The article of Rosa Maria Roman-Cuesta, Mariana Rufino, Martin Herold, Klaus Butterbach-Bahl, Todd Rosenstock, Mario Herrero, Stephen Ogle, Changsheng Li, Benjamin Poulter, Louis Verchot, Christopher Martius, John Stuiver and Sytze de Bruin: Hotspots of gross emissions from the land use sector: patterns, uncertainties, and leading emission sources for the period 2000–2005 in the tropics has been published in Biogeosciences 13(14): 4253-4269.

doi:10.5194/bg-13-4253-2016

According to the latest report of the Intergovernmental Panel on Climate Change (IPCC), emissions must be cut by 41–72 % below 2010 levels by 2050 for a likely chance of containing the global mean temperature increase to 2 °C. The AFOLU sector (Agriculture, Forestry and Other Land Use) contributes roughly a quarter ( ∼  10–12 Pg CO2e yr−1) of the net anthropogenic GHG emissions mainly from deforestation, fire, wood harvesting, and agricultural emissions including croplands, paddy rice, and livestock.

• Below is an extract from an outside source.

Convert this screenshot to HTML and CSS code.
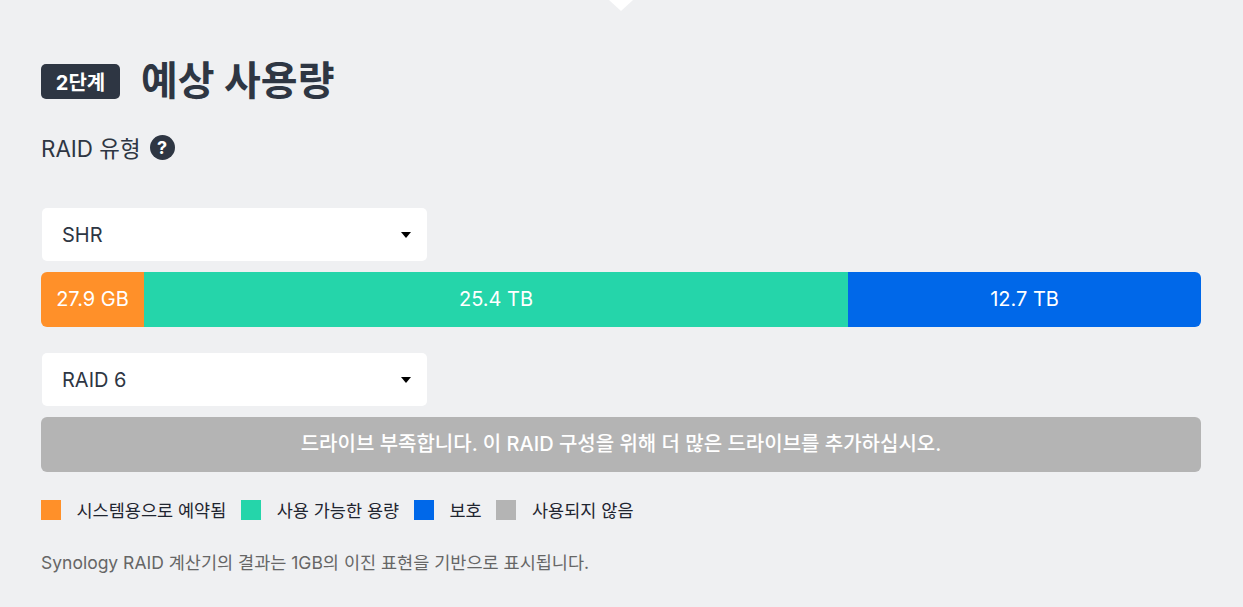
FILE: index.html
```html
<!DOCTYPE html>
<html lang="ko">
<head>
    <meta charset="UTF-8">
    <meta name="viewport" content="width=device-width, initial-scale=1.0">
    <title>RAID 계산기</title>
    <link rel="stylesheet" href="styles.css">
</head>
<body>
    <div class="notch"></div>
    <section class="usage">
        <div class="step-heading">
            <span class="step-badge">2단계</span>
            <h2 class="step-title">예상 사용량</h2>
        </div>
        <div class="raid-label">
            <span>RAID 유형</span>
            <span class="help-icon">?</span>
        </div>

        <div class="select-box">
            <span>SHR</span>
            <span class="select-arrow"></span>
        </div>
        <div class="bar">
            <div class="seg seg-reserved">27.9 GB</div>
            <div class="seg seg-available">25.4 TB</div>
            <div class="seg seg-protect">12.7 TB</div>
        </div>

        <div class="select-box select-second">
            <span>RAID 6</span>
            <span class="select-arrow"></span>
        </div>
        <div class="bar bar-unused">드라이브 부족합니다. 이 RAID 구성을 위해 더 많은 드라이브를 추가하십시오.</div>

        <div class="legend">
            <div class="legend-item"><span class="swatch swatch-reserved"></span>시스템용으로 예약됨</div>
            <div class="legend-item"><span class="swatch swatch-available"></span>사용 가능한 용량</div>
            <div class="legend-item"><span class="swatch swatch-protect"></span>보호</div>
            <div class="legend-item"><span class="swatch swatch-unused"></span>사용되지 않음</div>
        </div>
        <p class="note">Synology RAID 계산기의 결과는 1GB의 이진 표현을 기반으로 표시됩니다.</p>
    </section>
</body>
</html>
```

FILE: styles.css
```css
html, body {
    margin: 0;
    padding: 0;
    height: 100%;
}

body {
    background: #eff0f2;
    color: #2e3643;
    font-family: Inter, 'Noto Sans CJK KR', sans-serif;
    overflow: hidden;
    position: relative;
}

.notch {
    position: absolute;
    top: 0;
    left: 609px;
    width: 0;
    height: 0;
    border-left: 12px solid transparent;
    border-right: 12px solid transparent;
    border-top: 11px solid #fff;
}

.usage {
    padding: 58px 42px 0 41px;
}

.step-heading {
    display: flex;
    align-items: center;
    gap: 21px;
    height: 46px;
}

.step-badge {
    width: 79px;
    height: 35px;
    background: #2e3643;
    color: #fff;
    border-radius: 5px;
    font-size: 20px;
    font-weight: 700;
    display: flex;
    align-items: center;
    justify-content: center;
}

.step-title {
    margin: 0;
    font-size: 40px;
    font-weight: 700;
    line-height: 46px;
}

.raid-label {
    display: flex;
    align-items: center;
    gap: 9px;
    margin-top: 30px;
    height: 26px;
    font-size: 22.4px;
}

.help-icon {
    width: 25px;
    height: 25px;
    border-radius: 50%;
    background: #2e3643;
    color: #fff;
    font-size: 18px;
    font-weight: 700;
    display: flex;
    align-items: center;
    justify-content: center;
}

.select-box {
    width: 385px;
    height: 53px;
    margin: 48px 0 0 1px;
    padding: 0 20px;
    box-sizing: border-box;
    background: #fff;
    border-radius: 5px;
    font-size: 20px;
    display: flex;
    align-items: center;
    justify-content: space-between;
}

.select-second {
    margin-top: 26px;
}

.select-arrow {
    width: 0;
    height: 0;
    margin-right: -4px;
    border-left: 5px solid transparent;
    border-right: 5px solid transparent;
    border-top: 6px solid #000;
}

.bar {
    display: flex;
    height: 55px;
    margin-top: 11px;
    border-radius: 6px;
    overflow: hidden;
    color: #fff;
    font-size: 20px;
    line-height: 55px;
    text-align: center;
}

.seg-reserved {
    width: 103px;
    background: #ff9029;
}

.seg-available {
    width: 704px;
    background: #25d5aa;
}

.seg-protect {
    flex: 1;
    background: #0068e9;
}

.bar-unused {
    display: block;
    background: #b4b4b4;
    font-weight: 500;
}

.legend {
    display: flex;
    align-items: center;
    margin-top: 25px;
    font-size: 17.5px;
    color: #1f2530;
}

.legend-item {
    display: flex;
    align-items: center;
    gap: 15.5px;
    margin-right: 14.8px;
}

.swatch {
    width: 20px;
    height: 20px;
}

.swatch-reserved { background: #ff9029; }
.swatch-available { background: #25d5aa; }
.swatch-protect { background: #0068e9; }
.swatch-unused { background: #b4b4b4; }

.note {
    margin: 29px 0 0;
    font-size: 17.5px;
    line-height: 24px;
    color: #666;
}
```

In spite of the importance of this sector, it is unclear where the regions with hotspots of AFOLU emissions are and how uncertain these emissions are. Here we present a novel, spatially comparable dataset containing annual mean estimates of gross AFOLU emissions (CO2, CH4, N2O), associated uncertainties, and leading emission sources, in a spatially disaggregated manner (0.5°) for the tropics for the period 2000–2005. Our data highlight the following: (i) the existence of AFOLU emissions hotspots on all continents, with particular importance of evergreen rainforest deforestation in Central and South America, fire in dry forests in Africa, and both peatland emissions and agriculture in Asia; (ii) a predominant contribution of forests and CO2 to the total AFOLU emissions (69 %) and to their uncertainties (98 %); (iii) higher gross fluxes from forests, which coincide with higher uncertainties, making agricultural hotspots appealing for effective mitigation action; and (iv) a lower contribution of non-CO2 agricultural emissions to the total gross emissions (ca. 25 %), with livestock (15.5 %) and rice (7 %) leading the emissions. Gross AFOLU tropical emissions of 8.0 (5.5–12.2) were in the range of other databases (8.4 and 8.0 Pg CO2e yr−1 in FAOSTAT and the Emissions Database for Global Atmospheric Research (EDGAR) respectively), but we offer a spatially detailed benchmark for monitoring progress in reducing emissions from the land sector in the tropics. The location of the AFOLU hotspots of emissions and data on their associated uncertainties will assist national policy makers, investors, and other decision-makers who seek to understand the mitigation potential of the AFOLU sector.